Apache Pulsar Architecture
Apache Pulsar is a publish-subscription message system, consisting of the broker, Apache BookKeeper, producer, consumer, and other components.
Producer: message producer, responsible for publishing messages to topics.
Consumer: message consumer, responsible for subscribing to messages from topics.
Broker: a stateless service layer, responsible for receiving and delivering messages, cluster load balancing, and other operations. The broker does not persist metadata, and therefore, it can be taken online and offline quickly.
Apache BookKeeper: a stateful persistence layer, consisting of a set of bookie storage nodes that can store messages persistently.
Apache Pulsar adopts the compute-storage separation model in architectural design. The computing logic related to message publishing and subscription is completed in the broker, and the data is stored on the bookie nodes in the Apache BookKeeper cluster.
Topics and Partitions
A topic is the name of a category, and messages can be stored and published in a topic. Producers write messages to topics, and consumers read messages from topics.

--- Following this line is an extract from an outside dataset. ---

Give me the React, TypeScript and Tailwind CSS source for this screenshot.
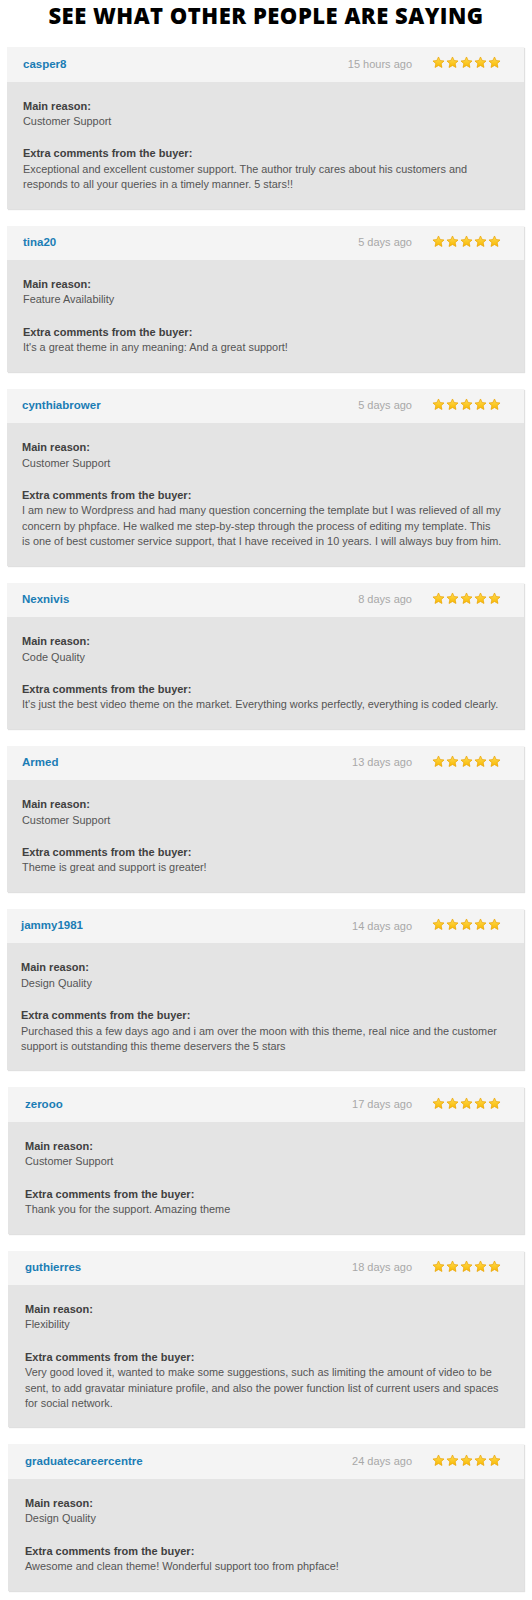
import React from "react";

type Review = {
  user: string;
  when: string;
  reason: string;
  comment: string[];
  ml: string;
  pl: string;
};

const reviews: Review[] = [
  {
    user: "casper8",
    when: "15 hours ago",
    reason: "Customer Support",
    comment: [
      "Exceptional and excellent customer support. The author truly cares about his customers and",
      "responds to all your queries in a timely manner. 5 stars!!",
    ],
    ml: "ml-[7px]",
    pl: "pl-[16px]",
  },
  {
    user: "tina20",
    when: "5 days ago",
    reason: "Feature Availability",
    comment: ["It's a great theme in any meaning: And a great support!"],
    ml: "ml-[7px]",
    pl: "pl-[16px]",
  },
  {
    user: "cynthiabrower",
    when: "5 days ago",
    reason: "Customer Support",
    comment: [
      "I am new to Wordpress and had many question concerning the template but I was relieved of all my",
      "concern by phpface. He walked me step-by-step through the process of editing my template. This",
      "is one of best customer service support, that I have received in 10 years. I will always buy from him.",
    ],
    ml: "ml-[7px]",
    pl: "pl-[15px]",
  },
  {
    user: "Nexnivis",
    when: "8 days ago",
    reason: "Code Quality",
    comment: [
      "It's just the best video theme on the market. Everything works perfectly, everything is coded clearly.",
    ],
    ml: "ml-[7px]",
    pl: "pl-[15px]",
  },
  {
    user: "Armed",
    when: "13 days ago",
    reason: "Customer Support",
    comment: ["Theme is great and support is greater!"],
    ml: "ml-[7px]",
    pl: "pl-[15px]",
  },
  {
    user: "jammy1981",
    when: "14 days ago",
    reason: "Design Quality",
    comment: [
      "Purchased this a few days ago and i am over the moon with this theme, real nice and the customer",
      "support is outstanding this theme deservers the 5 stars",
    ],
    ml: "ml-[7px]",
    pl: "pl-[14px]",
  },
  {
    user: "zerooo",
    when: "17 days ago",
    reason: "Customer Support",
    comment: ["Thank you for the support. Amazing theme"],
    ml: "ml-[8px]",
    pl: "pl-[17px]",
  },
  {
    user: "guthierres",
    when: "18 days ago",
    reason: "Flexibility",
    comment: [
      "Very good loved it, wanted to make some suggestions, such as limiting the amount of video to be",
      "sent, to add gravatar miniature profile, and also the power function list of current users and spaces",
      "for social network.",
    ],
    ml: "ml-[8px]",
    pl: "pl-[17px]",
  },
  {
    user: "graduatecareercentre",
    when: "24 days ago",
    reason: "Design Quality",
    comment: ["Awesome and clean theme! Wonderful support too from phpface!"],
    ml: "ml-[8px]",
    pl: "pl-[17px]",
  },
];

function Star() {
  return (
    <svg width="13" height="13" viewBox="0 0 24 24" className="block">
      <defs>
        <linearGradient id="sg" x1="0" y1="0" x2="0" y2="1">
          <stop offset="0" stopColor="#ffdc55" />
          <stop offset="1" stopColor="#f8b800" />
        </linearGradient>
      </defs>
      <path
        d="M12 1.8l3.1 6.6 7.1.8-5.3 4.9 1.5 7.1L12 17.6l-6.4 3.6 1.5-7.1-5.3-4.9 7.1-.8z"
        fill="url(#sg)"
        stroke="#e9a300"
        strokeWidth="1.3"
        strokeLinejoin="round"
      />
    </svg>
  );
}

function Card({ r }: { r: Review }) {
  return (
    <div
      className={`${r.ml} mr-[8px] mt-[17px] first:mt-0 shadow-[1px_1px_1px_rgba(0,0,0,0.12)]`}
    >
      <div
        className={`h-[34.5px] bg-[#f4f4f4] flex items-center justify-between ${r.pl} pr-[23px]`}
      >
        <span className="text-[11.5px] font-bold text-[#1b7db5] leading-none">
          {r.user}
        </span>
        <div className="flex items-center">
          <span className="text-[11px] text-[#a8a8a8] leading-none">
            {r.when}
          </span>
          <div className="flex gap-[1px] ml-[20px] -mt-[3px]">
            <Star />
            <Star />
            <Star />
            <Star />
            <Star />
          </div>
        </div>
      </div>
      <div
        className={`bg-[#e4e4e4] ${r.pl} pr-[8px] pt-[17px] pb-[16px] text-[10.9px] leading-[15.4px] text-[#555]`}
      >
        <div className="font-bold text-[#404040] text-[11px]">Main reason:</div>
        <div>{r.reason}</div>
        <div className="font-bold text-[#404040] text-[11px] mt-[17px]">
          Extra comments from the buyer:
        </div>
        {r.comment.map((line, i) => (
          <div key={i} className="whitespace-nowrap">
            {line}
          </div>
        ))}
      </div>
    </div>
  );
}

export default function App() {
  return (
    <div
      className="w-[532px] bg-white pb-[7px]"
      style={{ fontFamily: "'Liberation Sans', Arial, sans-serif" }}
    >
      <h1
        className="text-center text-[22px] leading-[30px] h-[47px] text-black font-extrabold tracking-[0.5px]"
        style={{ fontFamily: "'Open Sans', 'DejaVu Sans', sans-serif" }}
      >
        SEE WHAT OTHER PEOPLE ARE SAYING
      </h1>
      <div className="flex flex-col">
        {reviews.map((r) => (
          <Card key={r.user} r={r} />
        ))}
      </div>
    </div>
  );
}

In Apache Pulsar, topics are classified into partition topics and non-partition topics. A non-partition topic can be understood as a topic with one partition. In Apache Pulsar, a topic is actually a virtual concept. Creating a topic with 3 partitions actually creates 3 partition topics. Messages sent to this topic will be distributed to multiple partition topics corresponding to the topic.
For example, a producer sends messages to a topic named my-topic with three partitions. In the data stream, the messages are sent to three partition topics: my-topic-partition-0, my-topic-partition-1, and my-topic-partition-2 evenly or based on certain rules (if a key is specified).
During data persistence of partition topics, partitions are logical concepts, and the actual storage units are segments.
As shown in the following figure, the data of partition Topic1-Part2 consists of N segments. The segments are evenly distributed and stored on multiple bookie nodes in the Apache BookKeeper cluster. Each segment has 3 replicas.
Physical Partitions and Logical Partitions
The comparison between logical partitions and physical partitions is as follows:
Physical partitions: Computing and storage are coupled. For fault tolerance, the physical partitions need to be copied. In the case of scale-out, physical partitions need to be added to achieve load balancing.
Logical partitions: Logical partitions are physical shards, and the computing layer and the storage layer are isolated. This structure gives Apache Pulsar the following advantages:
Broker and bookie nodes are independent of each other, which facilitates independent scale-out and independent fault tolerance.
The broker is stateless, so it can be taken online and offline quickly, and is more suitable for cloud native scenarios.
Partition storage is not limited to the storage capacity of a single node.
Partition data is evenly distributed, and a single partition with a large amount of data does not cause a barrel effect for the entire cluster.
When the storage capacity is insufficient for scale-out, new nodes can be quickly used to balance the storage load.